We learn that Wall Arch has stood since “time immemorial”:

It was already curving gracefully when the Egyptian pyramids were still under construction. It stood defiantly while the mighty Roman Empire was collapsing an ocean away. It was still holding strong when the Declaration of Independence was being signed in 1776. And, most notably, it was still there on August 4 when everybody went to bed.

The way the author delivers us right back to his personal experience is a clever twist.

  1. Suspend disbelief by grounding the event in known phenomena.

When faced with a calamity of epic proportions, the first thing we do is gather what facts we can.

One answer is fairly straightforward. Erosion and gravity reign supreme over sandstone. For countless eons, rain, ice, and groundwater slowly but relentlessly ate away at the natural calcium “cement” holding the arch’s sand grains together. Eventually there wasn’t enough of this cement left to withstand the pull of gravity, and so the whole structure finally came crashing down.

  1. Philosophize.

Facts alone rarely tell a compelling tale. People are drawn to writing that probes life’s mysteries. We want to know why things happen, yes, but also what that means for us. This author steps away from what is known and risks infusing the piece with perspective drawn from his personal belief system.

Beyond the sadness or sense of loss that the collapse might evoke, there is a realization that something will eventually fill the void were the arch once stood. Simply put, another answer to the question “Why?” is, “So nature can make room for something else.”

  1. Bring home your point.

Novelists are often unwilling to make their point in so many words—but there are so many words in a novel that your point may get lost. After revising until you’ve made sure that each word choice is just right, you’ll want to go back and make sure that all of those “right words” add up to point the reader in the right direction.

In the Arches essay, the writer has coupled personal reflection with known phenomena to tell a recurring story that feels fresh, that spans millennia while seeming new. What was specific has become universal. Reporting for a new job on the day the arch fell becomes a small part of the greater circle of life:

Though shrouded in memory and mystery, the arch’s fate stands as an invitation to reflect upon the eternal cycle of birth and death that characterizes not only our planet, but our entire universe.

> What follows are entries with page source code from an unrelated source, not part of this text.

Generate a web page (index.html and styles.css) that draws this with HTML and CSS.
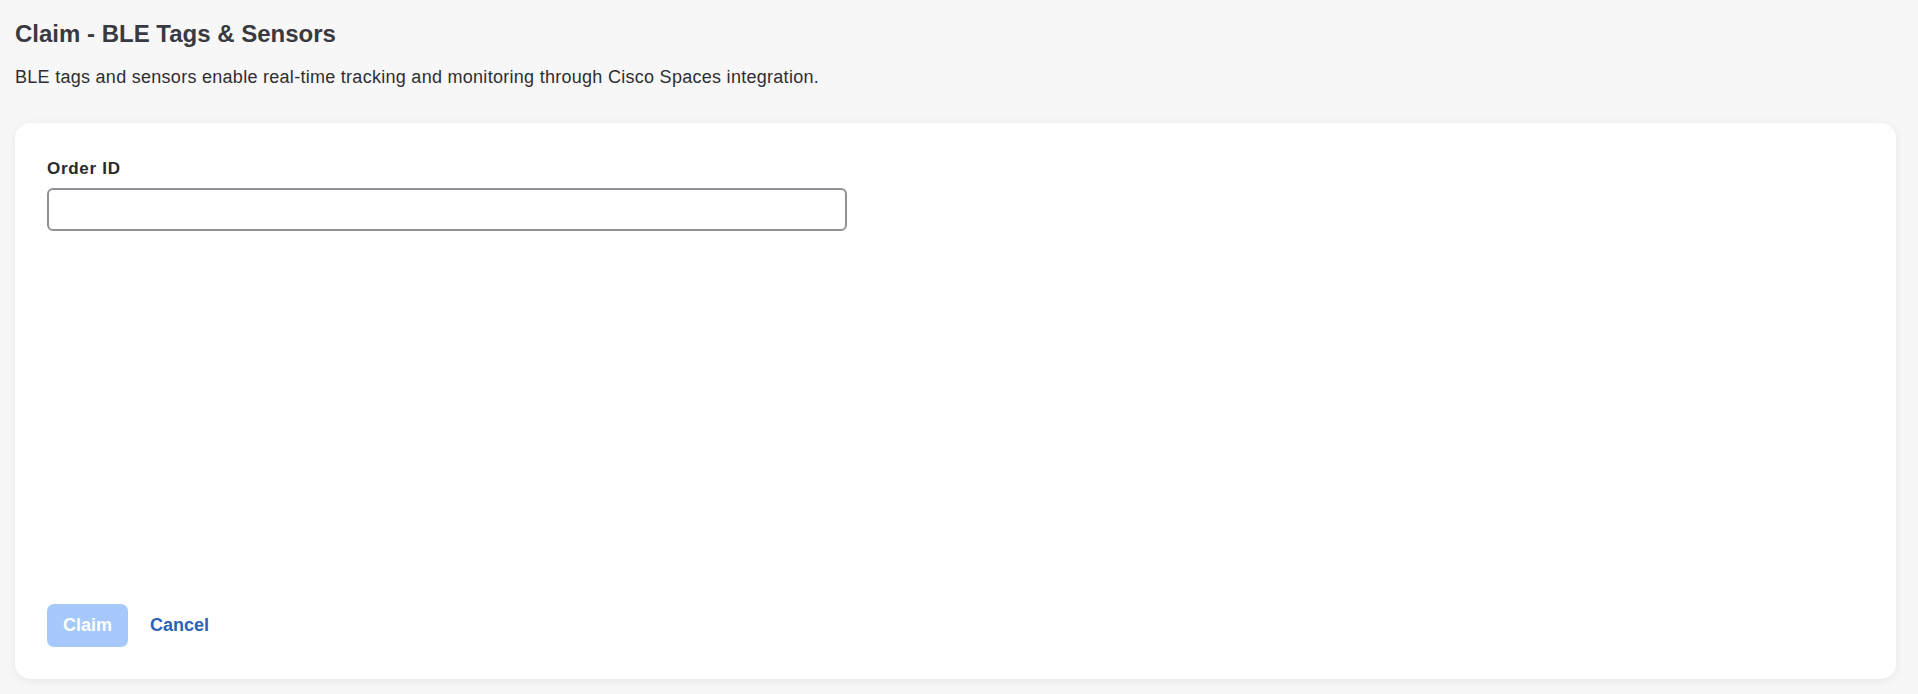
FILE: index.html
```html
<!DOCTYPE html>
<html lang="en">
<head>
  <meta charset="UTF-8">
  <meta name="viewport" content="width=device-width, initial-scale=1.0">
  <title>Claim - BLE Tags &amp; Sensors</title>
  <link rel="stylesheet" href="styles.css">
</head>
<body>
  <div class="page">
    <h1 class="page-title">Claim - BLE Tags &amp; Sensors</h1>
    <p class="page-desc">BLE tags and sensors enable real-time tracking and monitoring through Cisco Spaces integration.</p>

    <form class="claim-card" onsubmit="return false;">
      <div class="field">
        <label for="orderId" class="field-label">Order ID</label>
        <input type="text" id="orderId" class="field-input" oninput="toggleClaim()">
      </div>
      <div class="actions">
        <button type="submit" id="claimBtn" class="btn btn-primary" disabled>Claim</button>
        <button type="button" class="btn btn-link" onclick="cancelClaim()">Cancel</button>
      </div>
    </form>
  </div>

  <script>
    // Claim only becomes active once an order id is typed in
    function toggleClaim() {
      const value = document.getElementById("orderId").value.trim();
      document.getElementById("claimBtn").disabled = value === "";
    }

    function cancelClaim() {
      document.getElementById("orderId").value = "";
      toggleClaim();
    }
  </script>
</body>
</html>
```

FILE: styles.css
```css
/* Page base */
body {
  margin: 0;
  background-color: #f7f7f7;
  font-family: "Liberation Sans", Arial, sans-serif;
  color: #2e2e33;
}
.page {
  padding: 20px 22px 15px 15px;
}
.page-title {
  margin: 0;
  font-size: 24px;
  line-height: 1.2;
  font-weight: bold;
  color: #393a41;
}
.page-desc {
  margin: 16px 0 0;
  font-size: 18px;
  line-height: 24px;
  letter-spacing: 0.28px;
  color: #2e2e33;
}

/* Card holding the claim form */
.claim-card {
  display: flex;
  flex-direction: column;
  height: 556px;
  box-sizing: border-box;
  margin-top: 34px;
  padding: 36px 32px 32px;
  background: #fff;
  border-radius: 15px;
  box-shadow: 0 2px 10px rgba(0, 0, 0, 0.07);
}
.field {
  display: flex;
  flex-direction: column;
  gap: 10px;
}
.field-label {
  font-size: 17px;
  line-height: 19px;
  font-weight: bold;
  letter-spacing: 0.7px;
  color: #2a2a2e;
}
.field-input {
  width: 800px;
  height: 43px;
  box-sizing: border-box;
  padding: 0 12px;
  font-size: 16px;
  font-family: inherit;
  border: 2px solid #8f9296;
  border-radius: 6px;
  outline: none;
}

/* Bottom buttons */
.actions {
  margin-top: auto;
  display: flex;
  align-items: center;
  gap: 6px;
}
.btn {
  height: 43px;
  padding: 0 16px;
  font-family: inherit;
  font-size: 18px;
  font-weight: bold;
  border: none;
  border-radius: 7px;
  background: none;
  cursor: pointer;
}
.btn-primary {
  width: 81px;
  background-color: #2b6fe0;
  color: #fff;
}
.btn-primary:disabled {
  background-color: #a6c8fb;
  cursor: default;
}
.btn-link {
  color: #2a62b6;
}
```
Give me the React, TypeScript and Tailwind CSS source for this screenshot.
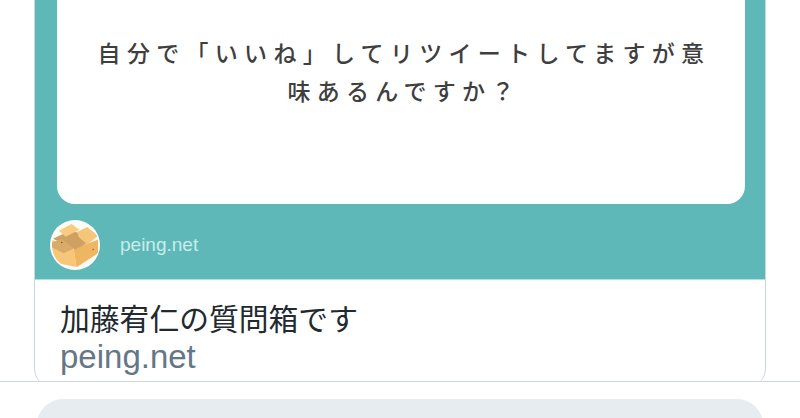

I can’t imagine I’ll ever forget our side trip to Arches. My sister was a character encountering the new at a time of profound life change, negotiating a plot map while driving a truck packed with her entire backstory. She and her sidekick engaged with this author’s deep perspective as they headed up the final 1600 feet of elevation, unsure of whether the truck’s engine would be strong enough to reach the summit, and came back braver and wiser for the experience.

The only thing I love more than stumbling across great writing is when it fits into a metaphor for the entire novel-writing experience.

And to think: I got all of this from reading the back of a map.

Have you ever run into great writing in unexpected places? What were the lessons you took away?